- MATERIAL FOR THIS EXERCISE -
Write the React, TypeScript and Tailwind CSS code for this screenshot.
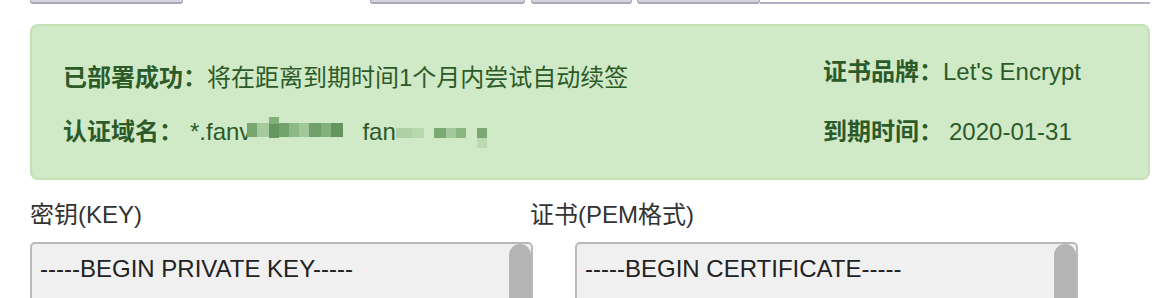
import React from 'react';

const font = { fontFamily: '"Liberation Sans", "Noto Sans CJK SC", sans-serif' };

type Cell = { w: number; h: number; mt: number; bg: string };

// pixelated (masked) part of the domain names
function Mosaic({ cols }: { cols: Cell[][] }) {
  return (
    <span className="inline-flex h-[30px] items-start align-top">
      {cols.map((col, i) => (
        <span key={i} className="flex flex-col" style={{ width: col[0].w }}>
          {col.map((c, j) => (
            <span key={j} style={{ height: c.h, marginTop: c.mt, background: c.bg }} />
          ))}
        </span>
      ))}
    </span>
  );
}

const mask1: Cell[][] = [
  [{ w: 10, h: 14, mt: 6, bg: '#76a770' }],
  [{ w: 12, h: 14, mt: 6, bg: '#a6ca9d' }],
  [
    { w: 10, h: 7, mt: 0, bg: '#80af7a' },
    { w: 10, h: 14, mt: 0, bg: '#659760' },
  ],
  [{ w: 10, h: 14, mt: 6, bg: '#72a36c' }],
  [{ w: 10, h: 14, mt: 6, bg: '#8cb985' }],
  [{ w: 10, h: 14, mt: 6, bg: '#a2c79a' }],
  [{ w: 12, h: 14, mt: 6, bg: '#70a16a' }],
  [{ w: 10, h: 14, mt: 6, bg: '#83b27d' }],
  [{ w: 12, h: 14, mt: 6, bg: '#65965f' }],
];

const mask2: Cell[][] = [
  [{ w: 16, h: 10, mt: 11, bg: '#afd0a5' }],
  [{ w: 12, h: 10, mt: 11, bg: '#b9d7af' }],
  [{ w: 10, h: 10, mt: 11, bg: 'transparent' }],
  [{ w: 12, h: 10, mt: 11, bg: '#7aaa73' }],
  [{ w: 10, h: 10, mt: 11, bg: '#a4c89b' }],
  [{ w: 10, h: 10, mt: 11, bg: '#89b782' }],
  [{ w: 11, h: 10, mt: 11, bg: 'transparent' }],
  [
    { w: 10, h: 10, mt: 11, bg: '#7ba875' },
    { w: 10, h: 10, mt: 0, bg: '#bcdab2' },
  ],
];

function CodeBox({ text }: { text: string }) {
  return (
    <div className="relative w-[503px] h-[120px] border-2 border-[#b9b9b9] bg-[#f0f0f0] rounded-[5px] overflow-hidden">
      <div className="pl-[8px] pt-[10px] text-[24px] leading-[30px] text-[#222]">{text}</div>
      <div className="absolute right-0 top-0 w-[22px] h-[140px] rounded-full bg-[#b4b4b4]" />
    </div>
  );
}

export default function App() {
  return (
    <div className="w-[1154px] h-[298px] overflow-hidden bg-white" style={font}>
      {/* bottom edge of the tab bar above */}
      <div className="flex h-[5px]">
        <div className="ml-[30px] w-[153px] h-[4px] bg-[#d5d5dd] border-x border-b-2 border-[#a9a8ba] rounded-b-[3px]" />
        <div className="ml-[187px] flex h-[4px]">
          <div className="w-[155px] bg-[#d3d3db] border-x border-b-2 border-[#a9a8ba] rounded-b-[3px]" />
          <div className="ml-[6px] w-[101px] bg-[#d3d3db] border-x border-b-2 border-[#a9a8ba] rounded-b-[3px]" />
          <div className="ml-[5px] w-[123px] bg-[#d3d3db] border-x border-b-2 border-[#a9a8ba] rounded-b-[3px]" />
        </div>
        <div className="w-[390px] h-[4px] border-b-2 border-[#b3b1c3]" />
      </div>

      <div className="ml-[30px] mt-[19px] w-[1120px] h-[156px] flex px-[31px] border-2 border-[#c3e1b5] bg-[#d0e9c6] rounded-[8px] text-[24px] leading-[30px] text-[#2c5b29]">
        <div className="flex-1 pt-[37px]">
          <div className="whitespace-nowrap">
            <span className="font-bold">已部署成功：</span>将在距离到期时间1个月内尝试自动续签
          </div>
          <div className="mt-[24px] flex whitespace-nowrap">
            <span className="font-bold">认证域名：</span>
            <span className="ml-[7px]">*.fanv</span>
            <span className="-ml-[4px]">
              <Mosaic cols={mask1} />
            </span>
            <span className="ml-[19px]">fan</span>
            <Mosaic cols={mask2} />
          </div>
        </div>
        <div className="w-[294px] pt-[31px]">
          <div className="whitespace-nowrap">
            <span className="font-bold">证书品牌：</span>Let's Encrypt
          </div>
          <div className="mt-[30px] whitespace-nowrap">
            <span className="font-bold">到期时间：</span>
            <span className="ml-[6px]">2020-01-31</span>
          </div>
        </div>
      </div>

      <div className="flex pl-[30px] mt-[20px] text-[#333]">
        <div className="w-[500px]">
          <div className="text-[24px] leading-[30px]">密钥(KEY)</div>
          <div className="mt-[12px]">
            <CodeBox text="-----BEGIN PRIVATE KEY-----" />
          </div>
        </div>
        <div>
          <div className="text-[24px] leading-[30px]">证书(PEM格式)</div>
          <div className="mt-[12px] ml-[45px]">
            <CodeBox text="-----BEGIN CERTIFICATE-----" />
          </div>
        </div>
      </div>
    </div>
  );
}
* * *
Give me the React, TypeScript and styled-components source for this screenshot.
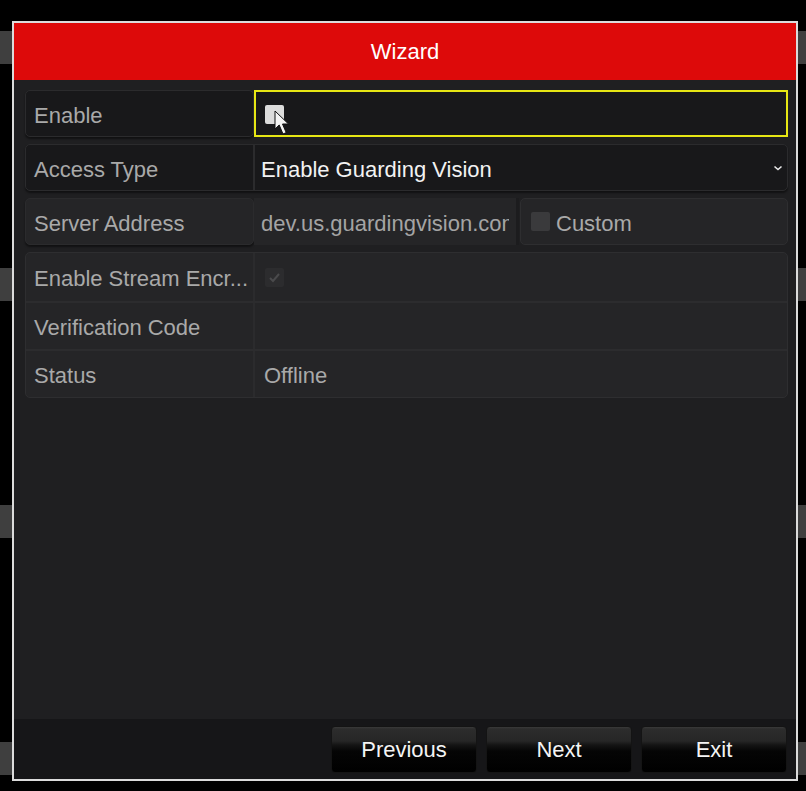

- BRIEF -
Going back to the data above, write out everything from the line with "Write the React, TypeScript" down to the line with "number; h: number;", both included, leaving every picture out.

- WRITTEN RESPONSE -
Write the React, TypeScript and Tailwind CSS code for this screenshot.
import React from 'react';

const font = { fontFamily: '"Liberation Sans", "Noto Sans CJK SC", sans-serif' };

type Cell = { w: number; h: number; mt: number; bg: string };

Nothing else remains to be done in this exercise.